The measure — “Yes to protecting children and young adults from tobacco advertising (No tobacco ads for children and young adults)” — is supported by several medical associations, including the Swiss Medical Association, the Swiss Pulmonary League, the Swiss anti-Cancer League, the Swiss Society of Paediatrics, and Addiction Switzerland.

As of 2019, Switzerland was home to one of Europe’s worst tobacco control regimes, according to the Tobacco Control Scale.

Switzerland’s Federal Council and Federal Parliament argues that the measures is too extreme, and have proposed what the government says is similar legislation. The draft law would ban adverts on billboards or in cinemas, but allow them on kiosks, in the media and online, so long as they do not target children.

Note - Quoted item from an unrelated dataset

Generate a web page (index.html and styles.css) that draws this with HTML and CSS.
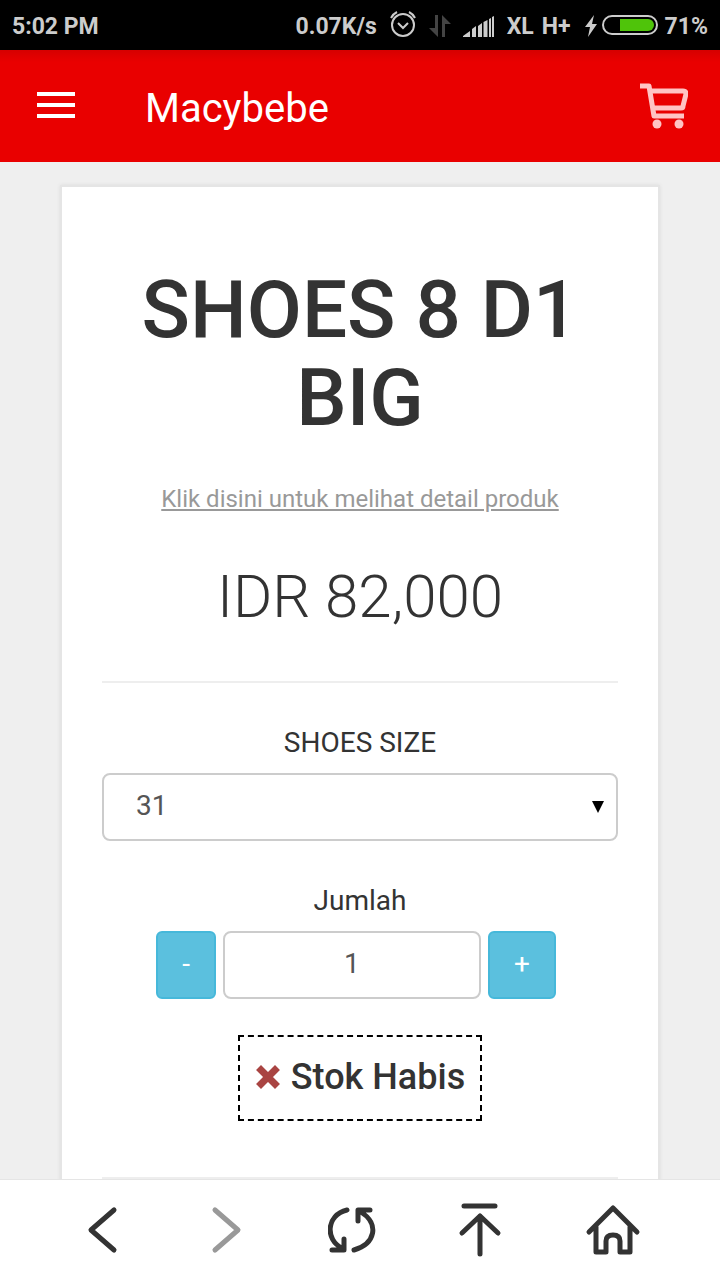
FILE: index.html
```
<!DOCTYPE html>
<html lang="id">

<head>
    <meta charset="UTF-8">
    <meta name="viewport" content="width=device-width, initial-scale=1.0">
    <title>Macybebe</title>
    <link rel="stylesheet" href="styles.css">
</head>

<body>

    <div class="status-bar">
        <span class="clock">5:02 PM</span>
        <span class="speed">0.07K/s</span>
        <svg class="alarm" width="28" height="28" viewBox="0 0 28 28" fill="none" stroke="#ccc" stroke-width="2">
            <circle cx="14" cy="15" r="11" />
            <path d="M9 13l5 5 5-5M2 8q2-4 6-6M26 8q-2-4-6-6" />
        </svg>
        <svg class="transfer" width="22" height="22" viewBox="0 0 22 22" fill="#444">
            <path d="M6 0h3v22L0 13h6zM13 22h3V9h6L13 0z" />
        </svg>
        <svg class="signal" width="32" height="22" viewBox="0 0 32 22" fill="#ccc">
            <path d="M0 22v-1l7-5v6zM9 22v-8l4-3v11zM15 22V11l4-3v14zM20.500 22V7l4-2v17zM26 22V4l2-1v19zM29 22V2l2-1v21z" />
        </svg>
        <span class="carrier">XL</span>
        <span class="network">H+</span>
        <svg class="bolt" width="12" height="22" viewBox="0 0 12 22" fill="#ccc">
            <path d="M9 0L0 12h5L3 22l9-13H7z" />
        </svg>
        <svg class="battery" width="56" height="20" viewBox="0 0 56 20">
            <rect x="1" y="1" width="54" height="18" rx="9" fill="none" stroke="#ccc" stroke-width="2" />
            <path d="M18 4h28a6 6 0 0 1 0 12H18z" fill="#4fc40a" />
        </svg>
        <span>71%</span>
    </div>

    <header class="navbar">
        <button type="button" class="icon-btn" aria-label="Menu">
            <svg width="38" height="28" viewBox="0 0 38 28" fill="#fff">
                <path d="M0 0h38v4H0zM0 11h38v4H0zM0 22h38v4H0z" />
            </svg>
        </button>
        <a href="#" class="brand">Macybebe</a>
        <button type="button" class="icon-btn" aria-label="Keranjang">
            <svg width="48" height="46" viewBox="0 0 48 46" fill="none" stroke="#ffc4c4" stroke-width="4">
                <path d="M0 3h9l5 30h30" stroke-width="5" stroke-linejoin="round" />
                <path d="M11 8h32q3 0 3 3l-3 12q0 2-2 2H14" stroke-width="5" />
                <circle cx="17" cy="41" r="4.500" fill="#ffc4c4" stroke="none" />
                <circle cx="39" cy="41" r="4.500" fill="#ffc4c4" stroke="none" />
            </svg>
        </button>
    </header>

    <main class="content">
        <div class="product">
            <h1>SHOES 8 D1 BIG</h1>
            <a href="#" class="detail-link">Klik disini untuk melihat detail produk</a>
            <p class="price">IDR 82,000</p>
            <hr>
            <form class="order-form">
                <label for="size">SHOES SIZE</label>
                <div class="select-wrap">
                    <select id="size" name="size">
                        <option>31</option>
                    </select>
                    <svg class="caret" width="12" height="12" viewBox="0 0 12 12">
                        <path d="M0 0h12L6 12z" />
                    </svg>
                </div>

                <label for="qty">Jumlah</label>
                <div class="qty">
                    <button type="button" class="btn-minus">-</button>
                    <input type="text" id="qty" name="qty" value="1">
                    <button type="button" class="btn-plus">+</button>
                </div>
            </form>

            <div class="stock">
                <svg width="26" height="26" viewBox="0 0 26 26" stroke="#a94442" stroke-width="7" stroke-linecap="square">
                    <path d="M6 6l14 14M20 6L6 20" />
                </svg>
                <span>Stok Habis</span>
            </div>
            <hr>
        </div>
    </main>

    <nav class="browser-bar">
        <button type="button" class="icon-btn" aria-label="Back">
            <svg width="56" height="56" viewBox="0 0 56 56">
                <path d="M43 8L20 28l23 20" />
            </svg>
        </button>
        <button type="button" class="icon-btn" aria-label="Forward" disabled>
            <svg width="56" height="56" viewBox="0 0 56 56">
                <path d="M15 8l23 20-23 20" />
            </svg>
        </button>
        <button type="button" class="icon-btn" aria-label="Reload">
            <svg width="56" height="56" viewBox="0 0 56 56">
                <path d="M19 8C-2 13-3 38 14 46M4 48h12V37M26 48c21-6 26-26 7-38M30 19V8h12" />
            </svg>
        </button>
        <button type="button" class="icon-btn" aria-label="Top">
            <svg width="56" height="56" viewBox="0 0 56 56">
                <path d="M7 4h31M23 52V14M5 31l18-17 18 17" />
            </svg>
        </button>
        <button type="button" class="icon-btn" aria-label="Home">
            <svg width="56" height="56" viewBox="0 0 56 56">
                <path d="M4 30L28 6l24 24M11 25v25h10V39q0-6 7-6t7 6v11h10V25" />
            </svg>
        </button>
    </nav>

</body>

</html>
```
FILE: styles.css
```
* {
    box-sizing: border-box;
}

body {
    font-family: Roboto, sans-serif;
    background-color: #efefef;
    color: #333;
    margin: 0;
    height: 100vh;
    display: flex;
    flex-direction: column;
}

svg {
    display: block;
    flex-shrink: 0;
}

.status-bar {
    display: flex;
    align-items: center;
    flex-shrink: 0;
    height: 50px;
    padding: 2px 12px 0;
    background-color: #000;
    color: #ccc;
    font-size: 23px;
    font-weight: 700;
}

.clock {
    margin-right: auto;
}

.alarm {
    margin-left: 12px;
    margin-bottom: 4px;
}

.transfer,
.signal,
.carrier {
    margin-left: 12px;
}

.network {
    margin-left: 8px;
}

.bolt {
    margin-left: 14px;
}

.battery {
    margin-left: 5px;
    margin-right: 7px;
    margin-bottom: 2px;
}

.icon-btn {
    padding: 0;
    border: none;
    background: none;
    cursor: pointer;
}

.navbar {
    display: flex;
    align-items: center;
    flex-shrink: 0;
    height: 112px;
    padding: 0 32px 0 37px;
    background: linear-gradient(#d60000, #e90000 12px);
}

.brand {
    flex: 1;
    margin-left: 70px;
    padding-top: 4px;
    color: #fff;
    font-size: 40px;
    text-decoration: none;
}

.content {
    flex: 1;
    min-height: 0;
    overflow: hidden;
    padding: 23px 60px 0;
}

.product {
    padding: 79px 40px 40px;
    border: 2px solid #e5e5e5;
    background-color: #fff;
    box-shadow: 0 0 4px rgba(0, 0, 0, 0.08);
    text-align: center;
}

.product h1 {
    margin: 0 0 41px;
    font-size: 80px;
    font-weight: 500;
    line-height: 88px;
}

.detail-link {
    display: block;
    color: #999;
    font-size: 24px;
    line-height: 32px;
}

.price {
    margin: 48px 0 50px;
    font-size: 60px;
    font-weight: 300;
    line-height: 68px;
}

.product hr {
    margin: 0;
    border: none;
    border-top: 2px solid #eee;
}

.order-form {
    padding-top: 40px;
    font-size: 28px;
}

.order-form label {
    display: block;
    margin-bottom: 10px;
    line-height: 40px;
}

.select-wrap {
    position: relative;
    margin-bottom: 40px;
}

.order-form select,
.order-form input {
    width: 100%;
    height: 68px;
    border: 2px solid #ccc;
    border-radius: 8px;
    background-color: #fff;
    color: #555;
    font-family: inherit;
    font-size: 28px;
}

.order-form select {
    appearance: none;
    padding: 0 32px 4px;
}

.caret {
    position: absolute;
    right: 14px;
    top: 28px;
    pointer-events: none;
}

.qty {
    display: flex;
    justify-content: center;
    gap: 7px;
    padding-right: 8px;
}

.order-form .qty input {
    width: 258px;
    padding: 0 0 4px;
    text-align: center;
}

.qty button {
    height: 68px;
    padding: 0 24px 4px;
    border: 2px solid #46b8da;
    border-radius: 6px;
    background-color: #5bc0de;
    color: #fff;
    font-family: inherit;
    font-size: 28px;
    cursor: pointer;
}

.stock {
    display: flex;
    align-items: center;
    gap: 10px;
    width: fit-content;
    height: 86px;
    margin: 36px auto 56px;
    padding: 0 15px 2px;
    border: 2px dashed #000;
    font-size: 36px;
    font-weight: 500;
}

.browser-bar {
    display: flex;
    justify-content: space-between;
    align-items: center;
    flex-shrink: 0;
    height: 101px;
    padding: 0 79px 0 71px;
    border-top: 1px solid #e5e5e5;
    background-color: #fff;
}

.browser-bar svg {
    fill: none;
    stroke: #333;
    stroke-width: 5;
    stroke-linecap: round;
    stroke-linejoin: round;
}

.browser-bar button:disabled svg {
    stroke: #999;
}
```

Many of the initiative’s supporters, however, contend that the legislation does not go far enough (in French).

Polling data from the GFS Bern Institute shows that as of January 23, 46% of Swiss respondents “absolutely approve” of the initiative, while 17% likely approve of it. A poll carried by several Swiss media outlets and published on February 2 (in French) showed 55% of respondents were in favour of the measure, while 35% were against it.

Media subsidies

Opponents of a law providing 151 million Swiss francs (€143 million) in public funds to private media companies are attempting to scrap it via a public vote, according to, the international unit of the publicly funded Swiss Broadcasting Corporation.

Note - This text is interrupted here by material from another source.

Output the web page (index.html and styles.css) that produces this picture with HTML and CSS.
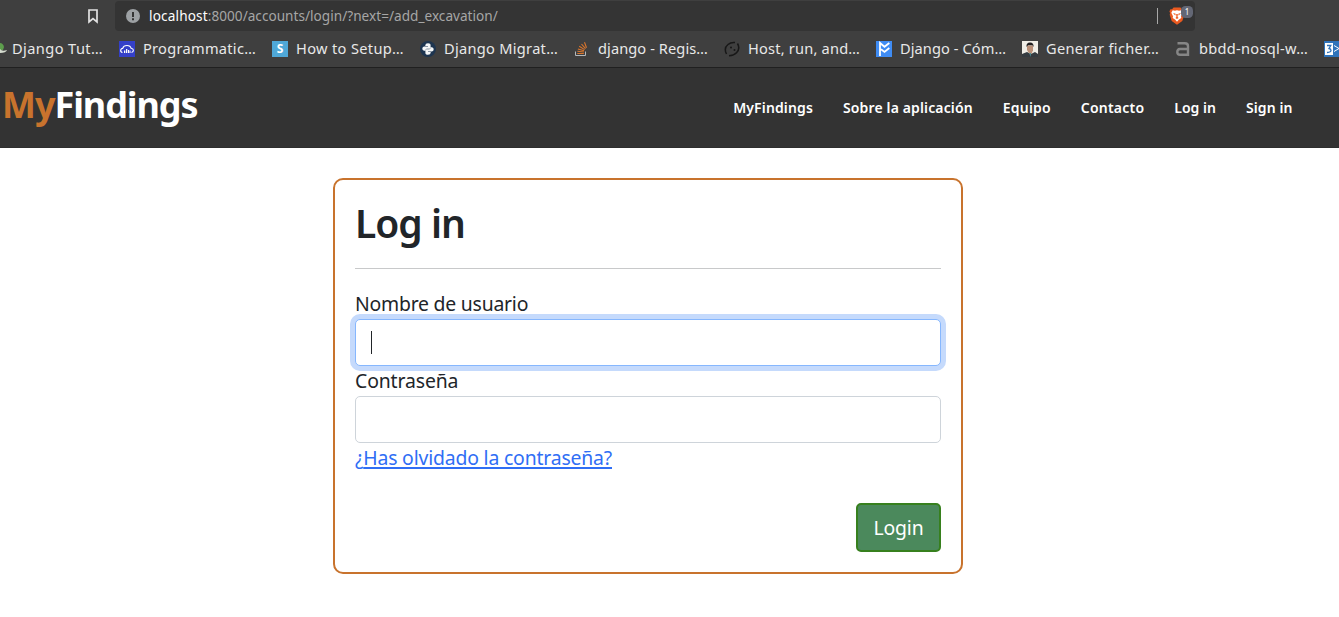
FILE: index.html
```
<!DOCTYPE html>
<html lang="es">
<head>
<meta charset="utf-8">
<title>MyFindings</title>
<link rel="stylesheet" href="styles.css">
</head>
<body>
<div class="chrome">
  <div class="toolbar">
    <svg class="save" width="12" height="16" viewBox="0 0 12 16"><path d="M2 2h8v12l-4-3.300L2 14z" fill="none" stroke="#e2e2e2" stroke-width="1.700"/></svg>
    <div class="address">
      <svg width="14" height="14" viewBox="0 0 14 14"><circle cx="7" cy="7" r="7" fill="#9da1a4"/><path d="M6 3h2v5H6zM6 9.300h2v2H6z" fill="#343434"/></svg>
      <div class="url"><span class="host">localhost</span><span class="path">:8000/accounts/login/?next=/add_excavation/</span></div>
      <span class="divider"></span>
      <div class="shield">
        <svg width="16" height="18" viewBox="0 0 16 18"><path d="M4.500.5h7l1.400 1.700 1.700.1 1 2.200-.7 1.500.4 1.700-2 6.300L8 17.700 2.700 14l-2-6.300L1.100 6 .4 4.500l1-2.200 1.700-.1z" fill="#ea5a20"/><path d="M3.700 3.200l2.300.5L8 3.200l2 .5 2.300-.5 1.400 2.600-1.700 3.400.3 1.800-2.300 1.500L8 14.800l-2-2.300L3.700 11 4 9.200 2.300 5.800z" fill="#fff"/><path d="M4 6l2.700.8-.4 1.600zM12 6l-2.700.8.4 1.600zM7.200 7h1.600L8.600 10l1 1L8 12l-1.600-1 1-1z" fill="#ea5a20"/></svg>
        <span class="badge">1</span>
      </div>
    </div>
  </div>
  <div class="bookmarks">
    <div class="bm">
      <svg width="8" height="16" viewBox="8 0 8 16"><path d="M8 2q3 0 4 4l-1 3H8z" fill="#5d9d4c"/><path d="M8 8q2 3 7 1-1 3-7 3z" fill="#d6ddd0"/></svg>
      <span class="t1">Django Tut…</span>
    </div>
    <div class="bm">
      <svg width="16" height="16" viewBox="0 0 16 16"><path fill="#3440c8" d="M0 0h16v16H0z"/><path d="M3.500 11.500Q1.400 11 1.700 9q.5-1.600 2-1.600Q4.500 4.500 8 4.500t4.200 3q2 0 2.200 1.800 0 1.800-1.900 2.200" fill="none" stroke="#fff" stroke-width="1.100"/><path d="M5 9.500h1.300V12H5zM7 8h1.300v4H7zM9 9h1v3H9zM10.500 9.500h1V12h-1z" fill="#fff"/></svg>
      <span class="t2">Programmatic…</span>
    </div>
    <div class="bm">
      <span class="tile">S</span>
      <span class="t3">How to Setup…</span>
    </div>
    <div class="bm">
      <svg width="16" height="16" viewBox="0 0 16 16"><circle cx="8" cy="8" r="8" fill="#1e3550"/><path d="M5.300 4.200Q5.300 2.200 8 2.200t2.600 2v2.500q0 1-1 1.100H6.700q-1.500 0-1.500 2H4Q2.300 9.500 2.300 7.800T4 5.500h4V5H5.300zM10.700 11.800q0 2-2.700 2t-2.600-2V9.300q0-1 1-1.100h2.900q1.500 0 1.500-2H12q1.700.3 1.700 2T12 10.500H8v.5h2.700z" fill="#f5f7f8"/></svg>
      <span class="t4">Django Migrat…</span>
    </div>
    <div class="bm">
      <svg width="16" height="16" viewBox="0 0 16 16"><path d="M1.500 10.500v4h10v-4" fill="none" stroke="#b5b8bb" stroke-width="1"/><path d="M3.300 12.500h6.500M3.400 10.300l6.400.7M3.900 8l6.200 1.700M5.200 5.300l5.400 3.300M7.500 3l4 4.700M10.500 1.200l2 5.600" stroke="#d9752c" stroke-width="1.100"/></svg>
      <span class="t5">django - Regis…</span>
    </div>
    <div class="bm">
      <svg width="16" height="16" viewBox="0 0 16 16"><path d="M2.500 13Q-.5 7 4 3.500 7 1 11 1.500M13.500 2.500q3 5-1 9.300Q10 14.500 5 14.800" fill="none" stroke="#171717" stroke-width="1.500"/><circle cx="7" cy="6.500" r="1" fill="#171717"/><circle cx="10.500" cy="9" r="1" fill="#171717"/></svg>
      <span class="t6">Host, run, and…</span>
    </div>
    <div class="bm">
      <svg width="16" height="16" viewBox="0 0 16 16"><path fill="#3f8cf4" d="M0 0h16v16H0z"/><path d="M4 15V2l4.500 3.800L13.300 2M5 8.200l3.500 2.700L13.300 7" fill="none" stroke="#fff" stroke-width="1.800"/></svg>
      <span class="t7">Django - Cóm…</span>
    </div>
    <div class="bm">
      <svg width="16" height="16" viewBox="0 0 16 16"><path fill="#f0eee7" d="M0 0h16v16H0z"/><path d="M0 16v-3l5-2 4 2 4-2 3 2v3z" fill="#353b40"/><path d="M5 4.500h6v4.700L9.500 13h-2L5 9z" fill="#b98f77"/><path d="M4.500 6Q4 1.500 8 1.500T11.500 6l-1-1.800H6z" fill="#211f20"/><path d="M7.200 12h2L8.500 16z" fill="#4e8b90"/></svg>
      <span class="t8">Generar ficher…</span>
    </div>
    <div class="bm">
      <svg width="16" height="16" viewBox="0 0 16 16"><path d="M2.500 2.200h7.300q3.200 0 3.200 3V13.800H5Q2.300 13.800 2.300 11T5 8h8" fill="none" stroke="#868686" stroke-width="2.400"/></svg>
      <span class="t9">bbdd-nosql-w…</span>
    </div>
    <div class="bm">
      <svg width="16" height="16" viewBox="0 0 16 16"><path fill="#2f73ba" d="M0 0h16v16H0z"/><path d="M1 2h8v12H1z" fill="#fff"/><path d="M3 4.500h3.800L5 7.500q2 .3 2 2T3 11.500" fill="none" stroke="#2f73ba" stroke-width="1.300"/><path d="M10 4.500l5 3-5 3" fill="none" stroke="#fff" stroke-width="1"/></svg>
    </div>
  </div>
</div>
<header class="site">
  <div class="brand"><span class="my">My</span><span class="findings">Findings</span></div>
  <nav>
    <a class="n1">MyFindings</a><a class="n2">Sobre la aplicación</a><a class="n3">Equipo</a><a class="n4">Contacto</a><a class="n5">Log in</a><a class="n6">Sign in</a>
  </nav>
</header>
<main>
  <form class="card">
    <h1>Log in</h1>
    <label>Nombre de usuario</label>
    <div class="field focused"><span class="caret"></span></div>
    <label class="pass">Contraseña</label>
    <div class="field"></div>
    <div class="forgot"><span>¿</span><a>Has olvidado la contraseña?</a></div>
    <div class="actions"><button type="button">Login</button></div>
  </form>
</main>
</body>
</html>
```
FILE: styles.css
```
* { box-sizing: border-box; }
body { margin: 0; background: #fff; color: #212529; font-family: "Noto Sans", sans-serif; overflow: hidden; }
svg { display: block; flex: none; }

.chrome { height: 68px; background: #3f3f3f; border-bottom: 1px solid #202020; }
.toolbar { display: flex; align-items: flex-start; height: 31px; padding: 1px 0 0 87px; }
.save { margin-top: 7px; }
.address { display: flex; align-items: center; width: 1080px; height: 30px; margin-left: 16px; padding-left: 11px; background: #343434; border-radius: 4px; }
.url { flex: 1; margin-left: 9px; font-size: 13.6px; line-height: 30px; color: #a6a6a6; white-space: nowrap; }
.host { color: #fff; letter-spacing: .15px; }
.path { letter-spacing: .02px; }
.divider { width: 1px; height: 16px; background: #a8a8a8; }
.shield { position: relative; width: 37px; padding-left: 11px; }
.badge { position: absolute; left: 23px; top: -1px; width: 12px; height: 12px; border-radius: 4.5px; background: #636775; color: #fff; font-size: 8px; line-height: 12px; text-align: center; }

.bookmarks { display: flex; gap: 16px; height: 36px; padding-top: 10px; overflow: hidden; }
.bm { display: flex; flex: none; gap: 8px; height: 16px; color: #e8e8e8; font-size: 14.6px; line-height: 14px; white-space: nowrap; }
.bm:first-child { gap: 4px; }
.tile { width: 16px; height: 16px; background: #4fa8d8; color: #fff; font-size: 12px; font-weight: 700; line-height: 16px; text-align: center; }
.t1 { width: 91px; letter-spacing: .41px; }
.t2 { width: 113px; letter-spacing: .28px; }
.t3 { width: 108px; letter-spacing: .34px; }
.t4 { width: 114px; letter-spacing: .29px; }
.t5 { width: 110px; letter-spacing: .09px; }
.t6 { width: 112px; letter-spacing: .2px; }
.t7 { width: 106px; letter-spacing: .08px; }
.t8 { width: 113px; letter-spacing: .33px; }
.t9 { width: 109px; letter-spacing: .28px; }

.site { display: flex; justify-content: space-between; height: 80px; padding: 0 46.5px 0 2px; background: #333; border-bottom: 1px solid #2e2e2e; }
.brand { font-size: 36px; font-weight: 700; line-height: 74px; color: #fff; white-space: nowrap; }
.my { color: #c8732d; letter-spacing: -1px; }
.findings { letter-spacing: -1.1px; }
nav { display: flex; gap: 30px; color: #fff; font-size: 14px; font-weight: 600; line-height: 79px; white-space: nowrap; }
.n1 { letter-spacing: .14px; }
.n2 { letter-spacing: .14px; }
.n3 { letter-spacing: .18px; }
.n4 { letter-spacing: .22px; }
.n5 { letter-spacing: .03px; }
.n6 { letter-spacing: .08px; }

main { padding: 30px 0 0 333px; }
.card { width: 630px; height: 396px; padding: 20px; border: 2px solid #c8732d; border-radius: 10px; font-size: 19.4px; }
h1 { height: 69px; margin: 0 0 20px; border-bottom: 1px solid #c8c9ca; font-size: 39px; font-weight: 600; line-height: 46px; letter-spacing: -1px; }
label { display: block; height: 30px; line-height: 30px; letter-spacing: -.22px; }
.pass { letter-spacing: -.12px; }
.field { height: 47px; padding: 11px 15px; border: 1px solid #ced4da; border-radius: 5px; background: #fff; }
.focused { border-color: #86b7fe; box-shadow: 0 0 0 5px #c5dafc; }
.caret { display: block; width: 1px; height: 23px; background: #212529; }
.forgot { height: 30px; line-height: 30px; color: #2f6ef5; letter-spacing: -.18px; }
.forgot a { text-decoration: underline 2px; text-underline-offset: 2px; text-decoration-skip-ink: none; }
.actions { display: flex; justify-content: flex-end; padding-top: 30px; }
button { width: 85px; height: 49px; padding: 0; border: 2px solid #37801e; border-radius: 5px; background: #4b895c; color: #fff; font: 19.4px "Noto Sans", sans-serif; letter-spacing: -.15px; }
```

The law’s opponents argue the financial aid will mostly benefit wealthy publishers, while its backers — including the government — contend it will help keep the country’s fourth estate alive after years of declining advertising revenue.

“Despite their importance, however, local and regional media have come under financial pressure: advertising revenues are increasingly going to large international internet platforms,” the Swiss Federal Council said. “The Federal Council and Parliament want to improve the position of local and regional media.”

The GFS Bern Institute’s polling data shows a close race. As of 23 January, 28% of respondents were absolutely in favour of repealing the law; 18% said they likely favoured repealing it; 14% said they likely opposed repealing the law; and 35% said they were resolutely opposed to repealing it. Five per cent of respondents were undecided or refused to answer.

Data from the poll published February 2, however, showed that the “no” vote had a slight lead.

Equity stamp taxes

The final measure has to do with taxes on businesses — specifically, the repeal of a 1% equity stamp tax that the government wants to repeal.

If a business wants to raise capital by selling securities like stocks or shares in Switzerland, they have to pay a tax of 1% of the value of all capital raised. The tax only applies if the company raises more than 1 million Swiss francs (€950,000).

A law was passed last year formally repealing the tax, but Switzerland’s Social Democratic Party successfully put forward an initiative to repeal it, according to Swissinfo.

The Swiss government argues the tax makes Switzerland’s business environment less competitive. It estimates that the government would lose 250 million Swiss francs (€237 million) in revenue per year.

The Social Democrats argue the abolition of the tax will benefit large companies, not small and medium enterprises, and that taxpayers will be left to pay for the lost 250 million Swiss francs.

Polling data shows that the Swiss public appears to be leaning toward keeping the tax in place.